By default, `slice_frame()` looks for the passed term in the subjects field. However, we can search any column of the DataFrame by passing the column name as the third argument or as the keyword argument `col`.

For instance, we can search the data for all documents of type _telegram_. Additionally, we use the `len()` function to count the number of documents and include the count in a `print()` statement.

In [None]:
telegrams = slice_frame(df, 'telegram', col='type')

print('Number of telegrams in collection:', len(telegrams))

### 3.3 Combine the functions

We can combine `counter()` and `slice_frame()` if we want to count occurences on only a subset of the data. Instead of passing our entire DataFrame to `counter()` as previously, we pass a sliced DataFrame returned by `slice_frame()`.

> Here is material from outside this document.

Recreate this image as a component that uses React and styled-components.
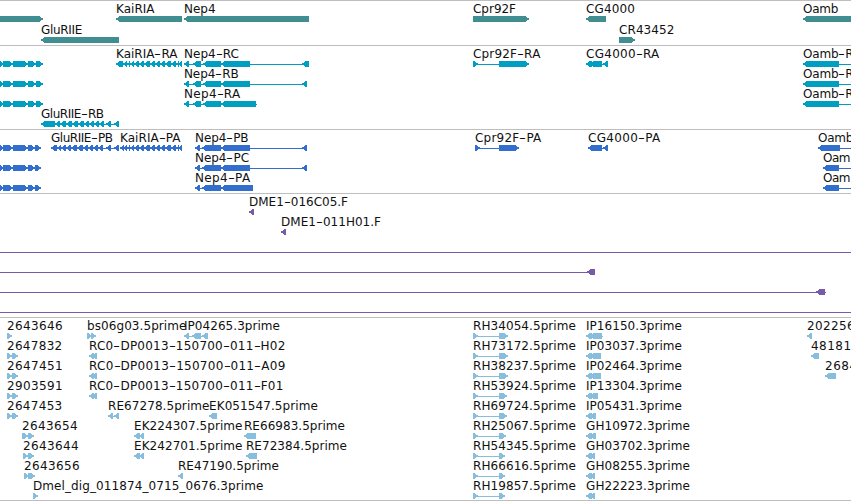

Below we extract the most discussed locations in English and Russian documents, respectively. Note that we use the `top` parameter to limit our search to only the 5 most frequently occuring locations for each language.

In [None]:
eng_locations = counter(slice_frame(df, 'English', 'language'), 'locations', top=5)

rus_locations = counter(slice_frame(df, 'Russian', 'language'), 'locations', top=5)

print('Most frequent locations from English documents:')
print(eng_locations)

print('Most frequent locations from Russian documents:')
print(rus_locations)

For a nicer ouput we can use a `for` loop to iterate over the keys of the dictionary and print the key-value pairs line by line.

In [None]:
print('Most frequent locations from English documents:')
for keyword in eng_locations.keys():
    print(f'{keyword}: {eng_locations[keyword]}')

print() # empty line

print('Most frequent locations from Russian documents:')
for keyword in rus_locations.keys():
    print(f'{keyword}: {rus_locations[keyword]}')

NOTE: We can use _fstring_ formatting to embed variables directly into our string by enclosing the variable names in curly bracket. To enable _fstring_ formatting, preface the string by an `f`.

## 4. Data visualisation
In order to get a better understanding of the data we can visualise it with the helper function `dict_plot`. We import the function from `viz_tools`.

In [None]:
from viz_tools import dict_plot

To visualise our dictionary we pass it as the first argument to `dict_plot`. Optionally, we can give the plot a title by passing a string as the keyword argument `title`.

In [None]:
dict_plot(rus_locations, title='Locations from Russian documents')

This basic plot is one the simplest visualisation we can make with Python. For more advanced plotting please see the Visualisation Notebook.

## 5. Conclusion
This concludes the Data Exploration introduction.

Feel free to continue on your own below or start a new Notebook from scratch.

## Useful keyboard shortcuts
- To create more cells press A (above) or B (below).
- To change the cell to a Markdown cell press M.
- To change the cell back to a Code cell press Y.
- To edit a cell press Enter
- To stop editing a cell press Esc
- For more keyboard shortcuts press H.